A legal expert witness might also be used to rebut testimony from the opposing side’s legal expert witness. Your expert witness can be crucial for showing weaknesses in the opposing party’s case, which will cast doubt on their legal theories and arguments while boosting your client’s position. In addition, such knowledge will help you prepare well for trial.

What Are the Two Most Important Things to Know When Selecting an Expert Witness?

If you believe that your legal expert witness will be called at trial, you need to spend some time selecting the right individual. There are two critical aspects to selecting the right witness for your case: finding someone who is qualified but also an individual with expertise that mirrors the issues involved in your case. This is because these qualifications allow such an individual to provide accurate and informed testimony, but also because he or she should be someone with which the jury can identify.
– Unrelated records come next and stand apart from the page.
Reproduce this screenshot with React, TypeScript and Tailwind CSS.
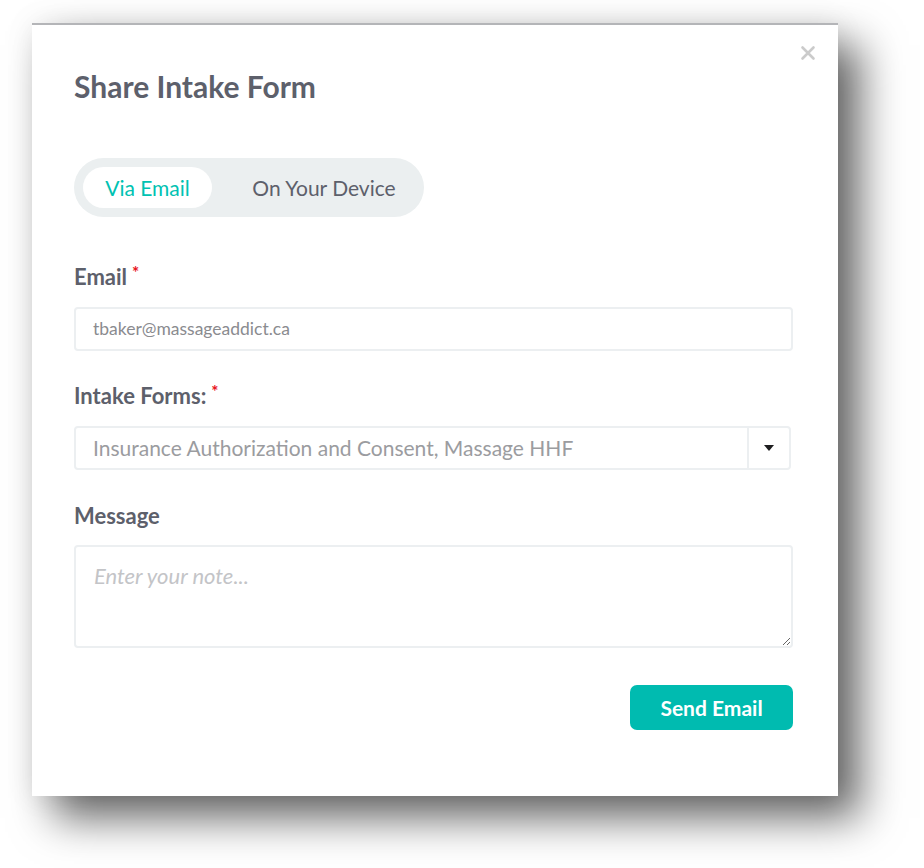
import React, { useState } from 'react';

const font = { fontFamily: 'Lato, "Open Sans", sans-serif' };

function Label({ text }: { text: string }) {
  return (
    <div className="flex items-start text-[22px] leading-[24px] font-bold text-[#5d606b]">
      <span>{text}</span>
      <span className="ml-[5px] text-[17px] leading-[16px] text-[#e8131b]">*</span>
    </div>
  );
}

export default function App() {
  const [mode, setMode] = useState<'email' | 'device'>('email');

  return (
    <div className="min-h-screen bg-white pl-[32px] pt-[23px]" style={font}>
      <div className="relative flex h-[773px] w-[806px] flex-col border-t-2 border-[#b4b5b8] bg-white pl-[42px] pr-[45px] pt-[45px] shadow-[22px_22px_40px_rgba(0,0,0,0.6),0_0_28px_rgba(0,0,0,0.08)]">
        <button className="absolute right-[22px] top-[20px] text-[#cbcbcb]" aria-label="Close">
          <svg width="16" height="16" viewBox="0 0 16 16" fill="none" stroke="currentColor" strokeWidth="2.6" strokeLinecap="round">
            <path d="M2.5 2.5L13.5 13.5M13.5 2.5L2.5 13.5" />
          </svg>
        </button>

        <h1 className="text-[30px] leading-[32px] font-bold text-[#5d606b]">Share Intake Form</h1>

        <div className="mt-[56px] flex h-[59px] w-[350px] items-center rounded-full bg-[#ebeff0] px-[9px]">
          <button
            onClick={() => setMode('email')}
            className={`h-[41px] w-[129px] rounded-full text-[21px] ${mode === 'email' ? 'bg-white text-[#00c2b2]' : 'text-[#5d606b]'}`}
          >
            Via Email
          </button>
          <button
            onClick={() => setMode('device')}
            className={`ml-[27px] h-[41px] w-[170px] rounded-full text-[21px] ${mode === 'device' ? 'bg-white text-[#00c2b2]' : 'text-[#5d606b]'}`}
          >
            On Your Device
          </button>
        </div>

        <div className="mt-[48px]">
          <Label text="Email" />
        </div>
        <div className="mt-[18px] flex h-[44px] w-[719px] items-center rounded-[4px] border-2 border-[#eceff1] px-[17px] text-[17.5px] text-[#8a8b8f]">
          tbaker@massageaddict.ca
        </div>

        <div className="mt-[33px]">
          <Label text="Intake Forms:" />
        </div>
        <div className="mt-[18px] flex h-[44px] w-[717px] items-center rounded-[4px] border-2 border-[#eceff1]">
          <div className="flex-1 px-[17px] text-[21px] text-[#9b9ca0]">
            Insurance Authorization and Consent, Massage HHF
          </div>
          <div className="flex h-full w-[42px] items-center justify-center border-l-2 border-[#eceff1]">
            <svg width="10" height="6" viewBox="0 0 10 6">
              <path d="M0 0H10L5 6Z" fill="#1d1d1f" />
            </svg>
          </div>
        </div>

        <div className="mt-[34px] text-[22px] leading-[24px] font-bold text-[#5d606b]">Message</div>
        <textarea
          placeholder="Enter your note..."
          className="mt-[17px] h-[103px] w-[719px] rounded-[4px] border-2 border-[#eceff1] px-[18px] pb-[16px] pt-[12px] text-[22px] italic text-[#5d606b] outline-none placeholder:text-[#c3c4c7]"
          style={font}
        />

        <div className="mt-[37px] flex w-[719px] justify-end">
          <button className="h-[45px] w-[163px] rounded-[7px] bg-[#00bbb0] text-[21px] font-bold text-white">
            Send Email
          </button>
        </div>
      </div>
    </div>
  );
}
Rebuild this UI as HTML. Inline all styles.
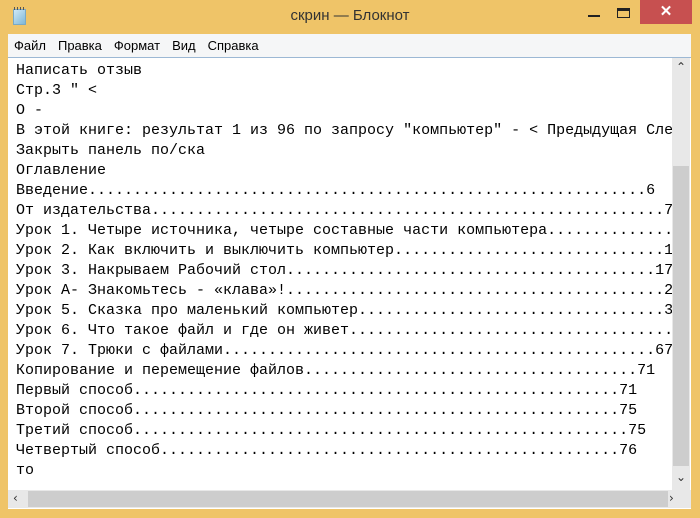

This aspect of demeanor is why you or your attorney should meet with the expert witness in person before agreeing to work together. You need to be looking for someone who has a pleasant and authoritative overall demeanor with no irritating habits that could be distracting to a judge or jury. You also should look for someone with solid communication skills who can relay complex ideas to a lay audience. All of these factors are important in your selection of an expert witness.

If your legal expert witness is not expected to actually testify in trial, there are other considerations you may look at instead. In a consulting role helping counsel in the pre-trial stages, for example, a legal expert witness would not need to be as qualified in terms of explaining complex ideas to a general audience.

Bear in mind that different expert witnesses may arrive at different conclusions in your case, so it is important to identify someone who supports theories and opinions in line with your own.